4. Almost always, applications which do not address the selection criteria do not progress to interview. I understand it can take some time to write them, but not writing them shows you value your own time more than you do the potential employer. The potential employer is then forced to make those pesky phone calls trying to find out more about you - You need to consider what is so special about your experience that an employer should chase you? You need to set your application up to be successful.

5. Every resume we see will be a different layout and different writing style. Selection criteria evens out the playing field a bit, with every applicant answering the same set of questions. It's quicker and more accurate for employers to read a key selection criteria than it is an assortment of non-standard resumes.

6. The more time you spend responding to selection criteria, the better you'll get at responding to them. I've written enough of them, that if I am applying for other jobs, I'll often cut, paste and refine older responses. Depending on the types of jobs you're applying for, there will often be similar criteria across them. For instance, your computer skills, use of particular programs, ability to work in a team ... all these things will be asked again and again, so once you develop a decent response, it's done and apart from checking your writing fits the question (and updating it with any new experience you have) you're all good to go :)

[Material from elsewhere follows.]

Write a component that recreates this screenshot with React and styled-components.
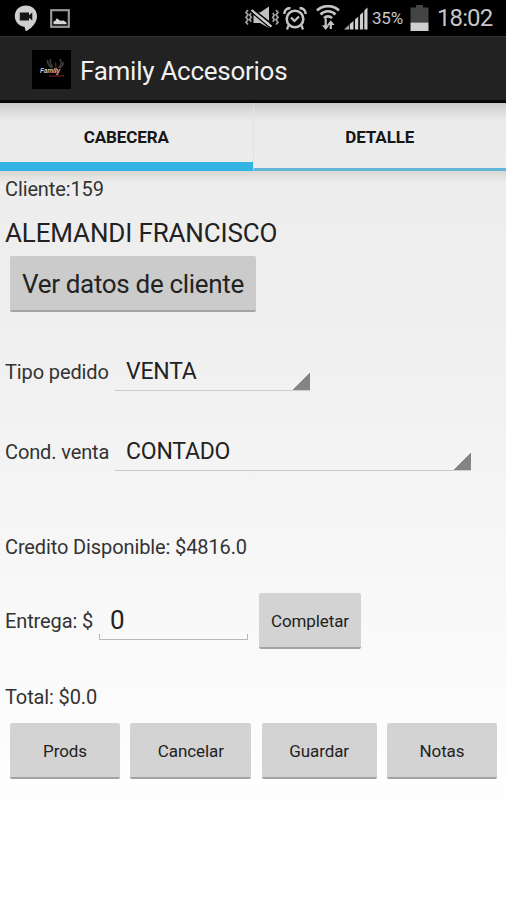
import React, {useState} from 'react';
import styled, {createGlobalStyle} from 'styled-components';

const GlobalStyle = createGlobalStyle`
    * { box-sizing: border-box; }
    body {
        margin: 0;
        background: #fff;
        font-family: Roboto, "Liberation Sans", sans-serif;
    }
    button, input { font-family: inherit; }
`

const ChatIcon = () => (
    <svg width="24" height="27" viewBox="0 0 24 27">
        <path d="M12 .5C5.600.5.8 5 .8 11.200c0 5.800 4.600 9.800 9.700 10.600l1 3.700c.2.700.8.700 1.400.3C17 23 23 18.500 23 11.200 23 5 18.300.5 12 .5z" fill="#cfcfcf"/>
        <path d="M5.800 7.500h9.200v2.700l3.300-2.700v8l-3.300-2.700v2.700H5.800z" fill="#151515"/>
    </svg>
)

const PictureIcon = () => (
    <svg width="20" height="19" viewBox="0 0 20 19">
        <rect x="1.200" y="1.200" width="17.600" height="16.600" fill="none" stroke="#979797" strokeWidth="2.200"/>
        <path d="M3.500 15.300v-2.800l2-.8.5-1.700 1.500-.6 1.700 1.800 2.300.6 2-.3 3 2v1.800z" fill="#d6d6d6"/>
    </svg>
)

const VibrateIcon = () => (
    <svg width="34" height="24" viewBox="0 0 34 24" fill="none" stroke="#a4a4a4" strokeWidth="1.700">
        <path d="M3 4L1 6.300l2 2.500-2 2.500 2 2.500-2 2.500L3 18.500M6.200 7L4.800 9l1.400 2.300L4.800 13.500l1.400 2.300M31 4l2 2.300-2 2.500 2 2.500-2 2.500 2 2.500-2 2.200M27.800 7l1.400 2-1.400 2.300 1.400 2.200-1.400 2.300"/>
        <path d="M8.500 6.500H15L24 .5v21.500L15 17H8.500z" fill="#c0c0c0" stroke="none"/>
        <path d="M7.500 2.800L27.500 18.600" stroke="#000" strokeWidth="1.700"/>
        <path d="M5.500 5.400L25.500 22.300" stroke="#000" strokeWidth="1.500"/>
        <path d="M6.500 4L26.500 20.600" stroke="#cacaca" strokeWidth="2.200"/>
    </svg>
)

const AlarmIcon = () => (
    <svg width="24" height="25" viewBox="0 0 24 25" fill="none" stroke="#c4c4c4" strokeWidth="2.200">
        <circle cx="12" cy="13" r="8.300" strokeWidth="2.600"/>
        <path d="M8 11.500l3.500 3.500 4.500-4.500M5.500 19.500L4 23.500M18.500 19.500l1.500 4"/>
        <path d="M1.300 8C1.500 4.500 4 2.200 7.500 2M22.700 8C22.500 4.500 20 2.200 16.500 2" strokeWidth="2.400"/>
    </svg>
)

const WifiIcon = () => (
    <svg width="24" height="26" viewBox="0 0 24 26" fill="none" stroke="#c4c4c4" strokeWidth="2.600">
        <path d="M1 5.500C7-.3 17-.3 23 5.500M4.500 9.500c4-4.300 11-4.300 15 0M8 13.200c2.400-2.500 5.600-2.500 8 0"/>
        <path d="M9.700 13.500v8M14.800 24v-6" strokeWidth="2.200"/>
        <path d="M6 20.300h7.400l-3.700 4.700zM11 20h7.600l-3.800-4.700z" fill="#c4c4c4" stroke="none"/>
    </svg>
)

const SignalIcon = () => (
    <svg width="24" height="23" viewBox="0 0 24 23">
        <path d="M0 22.500l5-4.500v4.500z" fill="#a9a9a9"/>
        <path d="M5.800 22.500V17l3.700-3v8.500zM11 22.500V12.500l3.200-2.700v12.700zM15.900 22.500V8l3.200-3v17.500zM20.300 22.500V3.500L23.500.5v22z" fill="#d0d0d0"/>
    </svg>
)

const BatteryIcon = () => (
    <svg width="19" height="26" viewBox="0 0 19 26">
        <path d="M6 0h7v2.500h5.500v15H.5v-15H6z" fill="#444"/>
        <path d="M.5 17.500h18v8.500H.5z" fill="#cfcfcf"/>
    </svg>
)

const Logo = () => (
    <svg width="39" height="39" viewBox="0 0 39 39">
        <rect width="39" height="39" fill="#000"/>
        <path d="M15.500 10q0 5 4.500 8M18.500 9q-1 5 2.500 8M28 9q3 5-2 9M31 12q1 4-4 6" fill="none" stroke="#3d3d3d" strokeWidth="1.600"/>
        <path d="M23.500 12.500l1 12" stroke="#6a1c22" strokeWidth="1.400"/>
        <text x="8" y="23" fontFamily="Liberation Sans" fontSize="6.500" fontStyle="italic" fontWeight="bold" fill="#c9c9c9" textLength="20">Family</text>
        <path d="M17 26h15" stroke="#5c1a1e" strokeWidth="1.500"/>
    </svg>
)

const buttons = [
    {name: 'Prods', width: 110},
    {name: 'Cancelar', width: 121},
    {name: 'Guardar', width: 115},
    {name: 'Notas', width: 110},
]

const App = () => {
    const [tab, setTab] = useState('CABECERA')
    const [entrega, setEntrega] = useState('0')

    return (
        <Screen>
            <GlobalStyle/>
            <StatusBar>
                <ChatIcon/>
                <PictureIcon/>
                <StatusRight>
                    <VibrateIcon/>
                    <AlarmIcon/>
                    <Network>
                        <WifiIcon/>
                        <SignalIcon/>
                    </Network>
                    <Percent>35%</Percent>
                    <BatteryIcon/>
                    <Clock>18:02</Clock>
                </StatusRight>
            </StatusBar>
            <ActionBar>
                <Logo/>
                <Title>Family Accesorios</Title>
            </ActionBar>
            <Tabs>
                {['CABECERA', 'DETALLE'].map(name => (
                    <Tab key={name} $active={tab === name} onClick={() => setTab(name)}>{name}</Tab>
                ))}
            </Tabs>
            <Form>
                <Row $height={36}>
                    <Label>Cliente:159</Label>
                </Row>
                <Row $height={49} $drop={3}>
                    <ClientName>ALEMANDI FRANCISCO</ClientName>
                </Row>
                <Row $height={56} $indent>
                    <Button $width={246} $large>Ver datos de cliente</Button>
                </Row>
                <Row $height={80} $top={20}>
                    <Label $width={110}>Tipo pedido</Label>
                    <Spinner $width={195}>VENTA</Spinner>
                </Row>
                <Row $height={80}>
                    <Label $width={110}>Cond. venta</Label>
                    <Spinner $width={356}>CONTADO</Spinner>
                </Row>
                <Row $height={70} $top={20}>
                    <Label>Credito Disponible: $4816.0</Label>
                </Row>
                <Row $height={78}>
                    <Label $width={94}>Entrega: $</Label>
                    <AmountBox>
                        <Amount value={entrega} onChange={e => setEntrega(e.target.value)}/>
                    </AmountBox>
                    <Button $width={102}>Completar</Button>
                </Row>
                <Row $height={53} $top={10}>
                    <Label>Total: $0.0</Label>
                </Row>
                <ButtonBar>
                    {buttons.map(b => <Button key={b.name} $width={b.width}>{b.name}</Button>)}
                </ButtonBar>
            </Form>
        </Screen>
    )
}

export default App;


const Screen = styled.main`
    display: flex;
    flex-direction: column;
    width: 506px;
    height: 900px;
    overflow: hidden;
    color: #222;
    background: linear-gradient(#ececec 100px, #efefef 320px, #f7f7f7 560px, #fefefe 800px);
`

const StatusBar = styled.header`
    display: flex;
    align-items: center;
    flex: none;
    height: 36px;
    padding: 0 13px 0 14px;
    gap: 12px;
    background: #000;
`

const StatusRight = styled.div`
    display: flex;
    align-items: center;
    gap: 4px;
    margin-left: auto;
    color: #c6c6c6;
`

const Network = styled.div`
    display: flex;
    align-items: center;
    gap: 4px;
    margin-left: 5px;
`

const Percent = styled.span`
    width: 33px;
    font-size: 17px;
    letter-spacing: -.2px;
    margin-right: 1px;
`

const Clock = styled.span`
    width: 56px;
    font-size: 24px;
    letter-spacing: -.9px;
    margin-left: 4px;
    white-space: nowrap;
`

const ActionBar = styled.div`
    display: flex;
    align-items: center;
    flex: none;
    height: 67px;
    padding: 2px 32px 0;
    gap: 9px;
    background: #222;
    border-top: 1px solid #333;
    border-bottom: 3px solid #060606;
`

const Title = styled.h1`
    margin: 0;
    padding-top: 2px;
    font-size: 26px;
    font-weight: 400;
    letter-spacing: -.27px;
    color: #f1f1f1;
`

const Tabs = styled.nav`
    display: flex;
    flex: none;
    height: 68px;
    background: linear-gradient(#c9c9c9, #dcdcdc 8px, #ebebeb 18px, #ececec);
`

const Tab = styled.button`
    flex: 1;
    padding: ${props => props.$active ? '9px 0 0' : '3px 0 0'};
    border: 0;
    border-bottom: ${props => props.$active ? '9px solid #32b3e3' : '3px solid #62b5d8'};
    background: none;
    font-size: 17px;
    font-weight: 700;
    letter-spacing: -.1px;
    color: #161616;
    & + & { border-left: 1px solid #e2e2e2; }
`

const Form = styled.section`
    display: flex;
    flex-direction: column;
    background: linear-gradient(#d9d7d4, rgba(235, 235, 235, 0) 12px);
`

const Row = styled.div`
    display: flex;
    align-items: center;
    flex: none;
    height: ${props => props.$height}px;
    margin-top: ${props => props.$top || 0}px;
    padding-top: ${props => props.$drop || 0}px;
    padding-left: ${props => props.$indent ? 10 : 5}px;
`

const Label = styled.span`
    width: ${props => props.$width ? props.$width + 'px' : 'auto'};
    font-size: 20px;
    letter-spacing: -.12px;
    color: #333;
    white-space: pre;
`

const ClientName = styled.h2`
    margin: 0;
    font-size: 26px;
    font-weight: 400;
    letter-spacing: -.15px;
    color: #222;
`

const Button = styled.button`
    flex: none;
    width: ${props => props.$width}px;
    height: 56px;
    padding: ${props => props.$large ? '2px 0 0' : '1px 0 0'};
    border: 0;
    border-bottom: 2px solid #a3a3a3;
    border-radius: 2px;
    background: ${props => props.$large ? '#cbcbcb' : '#d3d3d3'};
    font-size: ${props => props.$large ? 26 : 17}px;
    letter-spacing: ${props => props.$large ? -.32 : -.1}px;
    color: #222;
`

const Spinner = styled.div`
    display: flex;
    align-items: center;
    width: ${props => props.$width}px;
    height: 40px;
    margin-bottom: 2px;
    padding: 2px 0 0 11px;
    border-bottom: 1px solid #cdcdcd;
    background: linear-gradient(135deg, transparent 50%, #848484 51%) right bottom / 18px 18px no-repeat;
    font-size: 23px;
    letter-spacing: -.2px;
    color: #222;
`

/* short ticks on both ends of the underline */
const AmountBox = styled.div`
    width: 149px;
    height: 38px;
    margin-right: 11px;
    border-bottom: 1px solid #b9b9b9;
    background:
        linear-gradient(#b9b9b9, #b9b9b9) left bottom / 1px 5px no-repeat,
        linear-gradient(#b9b9b9, #b9b9b9) right bottom / 1px 5px no-repeat;
`

const Amount = styled.input`
    width: 100%;
    height: 100%;
    padding: 0 0 2px 11px;
    border: 0;
    outline: 0;
    background: none;
    font-size: 26px;
    color: #222;
`

const ButtonBar = styled.footer`
    display: flex;
    justify-content: space-between;
    padding: 0 9px 0 10px;
`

Where is that suppose to go on the resume? I would like to include it but I got no idea where to put it..
 

twist

Well-Known Member
Where is that suppose to go on the resume? I would like to include it but I got no idea where to put it..

Hi Jordan. Do you mean where to put the Selection Criteria? If so, generally people will submit three documents:

1. A brief cover letter with your contact details and the position you're applying for
2. A standard resume
3. A response to the key selection criteria. Standard practice is to put each selection criteria in bold and then your response underneath in standard text.

You can merge them into one PDF if you want, but applications with Selection Criteria are generally in three parts as above.